> _WHAT IS REQUIRED_: Repeat the material below exactly, with no pictures.

> _SOURCE MATERIAL_:

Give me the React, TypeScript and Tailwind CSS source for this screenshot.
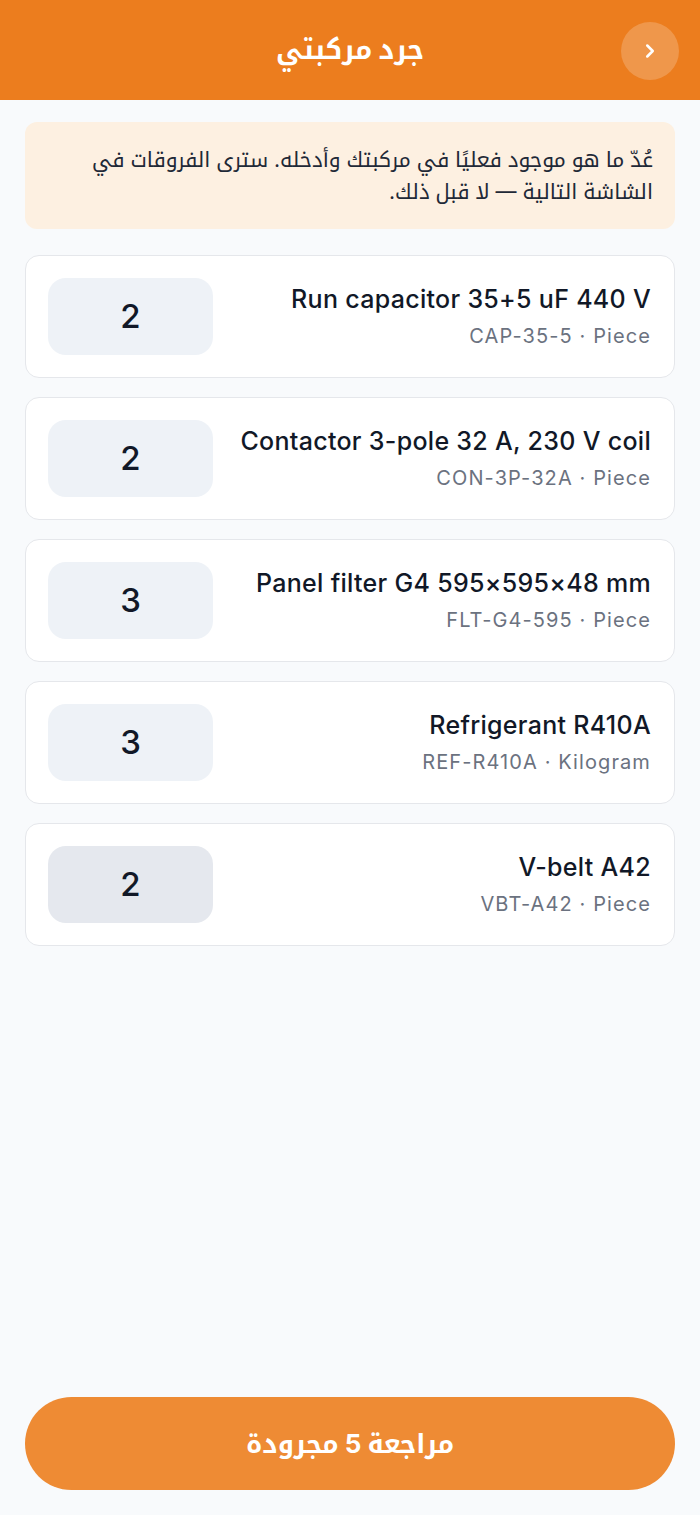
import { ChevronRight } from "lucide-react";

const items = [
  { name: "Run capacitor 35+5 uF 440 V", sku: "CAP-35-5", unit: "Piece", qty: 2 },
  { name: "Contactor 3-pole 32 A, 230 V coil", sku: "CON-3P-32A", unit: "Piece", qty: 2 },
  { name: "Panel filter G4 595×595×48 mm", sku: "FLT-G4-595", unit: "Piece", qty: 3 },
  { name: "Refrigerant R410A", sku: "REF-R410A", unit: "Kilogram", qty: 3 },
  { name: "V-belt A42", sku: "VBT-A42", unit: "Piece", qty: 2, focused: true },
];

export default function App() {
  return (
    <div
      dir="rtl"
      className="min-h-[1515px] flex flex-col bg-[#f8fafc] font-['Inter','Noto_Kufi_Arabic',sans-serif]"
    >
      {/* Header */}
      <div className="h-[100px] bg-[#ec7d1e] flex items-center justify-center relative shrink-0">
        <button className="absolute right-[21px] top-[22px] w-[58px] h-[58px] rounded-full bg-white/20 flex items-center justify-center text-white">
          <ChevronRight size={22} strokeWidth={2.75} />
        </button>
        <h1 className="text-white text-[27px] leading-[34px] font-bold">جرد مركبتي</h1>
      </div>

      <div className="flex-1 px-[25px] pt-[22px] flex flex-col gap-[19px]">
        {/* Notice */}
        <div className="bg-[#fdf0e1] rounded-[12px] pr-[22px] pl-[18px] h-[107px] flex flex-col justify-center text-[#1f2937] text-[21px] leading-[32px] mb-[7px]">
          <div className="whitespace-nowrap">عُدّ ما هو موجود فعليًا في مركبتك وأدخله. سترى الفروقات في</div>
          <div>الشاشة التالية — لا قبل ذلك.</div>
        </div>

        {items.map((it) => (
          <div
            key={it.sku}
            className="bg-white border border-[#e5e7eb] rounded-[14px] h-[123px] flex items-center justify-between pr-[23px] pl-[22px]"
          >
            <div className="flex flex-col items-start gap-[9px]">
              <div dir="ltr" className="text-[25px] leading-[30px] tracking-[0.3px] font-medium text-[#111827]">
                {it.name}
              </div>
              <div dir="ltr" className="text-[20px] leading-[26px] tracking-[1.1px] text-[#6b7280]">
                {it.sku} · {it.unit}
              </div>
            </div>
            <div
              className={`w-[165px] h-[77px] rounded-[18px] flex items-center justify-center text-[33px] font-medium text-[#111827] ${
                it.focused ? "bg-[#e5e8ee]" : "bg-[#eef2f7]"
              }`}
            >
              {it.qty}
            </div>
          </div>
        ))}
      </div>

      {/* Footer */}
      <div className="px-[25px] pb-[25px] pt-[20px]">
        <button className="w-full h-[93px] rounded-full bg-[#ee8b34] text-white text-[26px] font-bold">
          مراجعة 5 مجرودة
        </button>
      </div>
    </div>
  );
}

> _OUTPUT OF THE TASK_:
Give me the React, TypeScript and Tailwind CSS source for this screenshot.
import { ChevronRight } from "lucide-react";

const items = [
  { name: "Run capacitor 35+5 uF 440 V", sku: "CAP-35-5", unit: "Piece", qty: 2 },
  { name: "Contactor 3-pole 32 A, 230 V coil", sku: "CON-3P-32A", unit: "Piece", qty: 2 },
  { name: "Panel filter G4 595×595×48 mm", sku: "FLT-G4-595", unit: "Piece", qty: 3 },
  { name: "Refrigerant R410A", sku: "REF-R410A", unit: "Kilogram", qty: 3 },
  { name: "V-belt A42", sku: "VBT-A42", unit: "Piece", qty: 2, focused: true },
];

export default function App() {
  return (
    <div
      dir="rtl"
      className="min-h-[1515px] flex flex-col bg-[#f8fafc] font-['Inter','Noto_Kufi_Arabic',sans-serif]"
    >
      {/* Header */}
      <div className="h-[100px] bg-[#ec7d1e] flex items-center justify-center relative shrink-0">
        <button className="absolute right-[21px] top-[22px] w-[58px] h-[58px] rounded-full bg-white/20 flex items-center justify-center text-white">
          <ChevronRight size={22} strokeWidth={2.75} />
        </button>
        <h1 className="text-white text-[27px] leading-[34px] font-bold">جرد مركبتي</h1>
      </div>

      <div className="flex-1 px-[25px] pt-[22px] flex flex-col gap-[19px]">
        {/* Notice */}
        <div className="bg-[#fdf0e1] rounded-[12px] pr-[22px] pl-[18px] h-[107px] flex flex-col justify-center text-[#1f2937] text-[21px] leading-[32px] mb-[7px]">
          <div className="whitespace-nowrap">عُدّ ما هو موجود فعليًا في مركبتك وأدخله. سترى الفروقات في</div>
          <div>الشاشة التالية — لا قبل ذلك.</div>
        </div>

        {items.map((it) => (
          <div
            key={it.sku}
            className="bg-white border border-[#e5e7eb] rounded-[14px] h-[123px] flex items-center justify-between pr-[23px] pl-[22px]"
          >
            <div className="flex flex-col items-start gap-[9px]">
              <div dir="ltr" className="text-[25px] leading-[30px] tracking-[0.3px] font-medium text-[#111827]">
                {it.name}
              </div>
              <div dir="ltr" className="text-[20px] leading-[26px] tracking-[1.1px] text-[#6b7280]">
                {it.sku} · {it.unit}
              </div>
            </div>
            <div
              className={`w-[165px] h-[77px] rounded-[18px] flex items-center justify-center text-[33px] font-medium text-[#111827] ${
                it.focused ? "bg-[#e5e8ee]" : "bg-[#eef2f7]"
              }`}
            >
              {it.qty}
            </div>
          </div>
        ))}
      </div>

      {/* Footer */}
      <div className="px-[25px] pb-[25px] pt-[20px]">
        <button className="w-full h-[93px] rounded-full bg-[#ee8b34] text-white text-[26px] font-bold">
          مراجعة 5 مجرودة
        </button>
      </div>
    </div>
  );
}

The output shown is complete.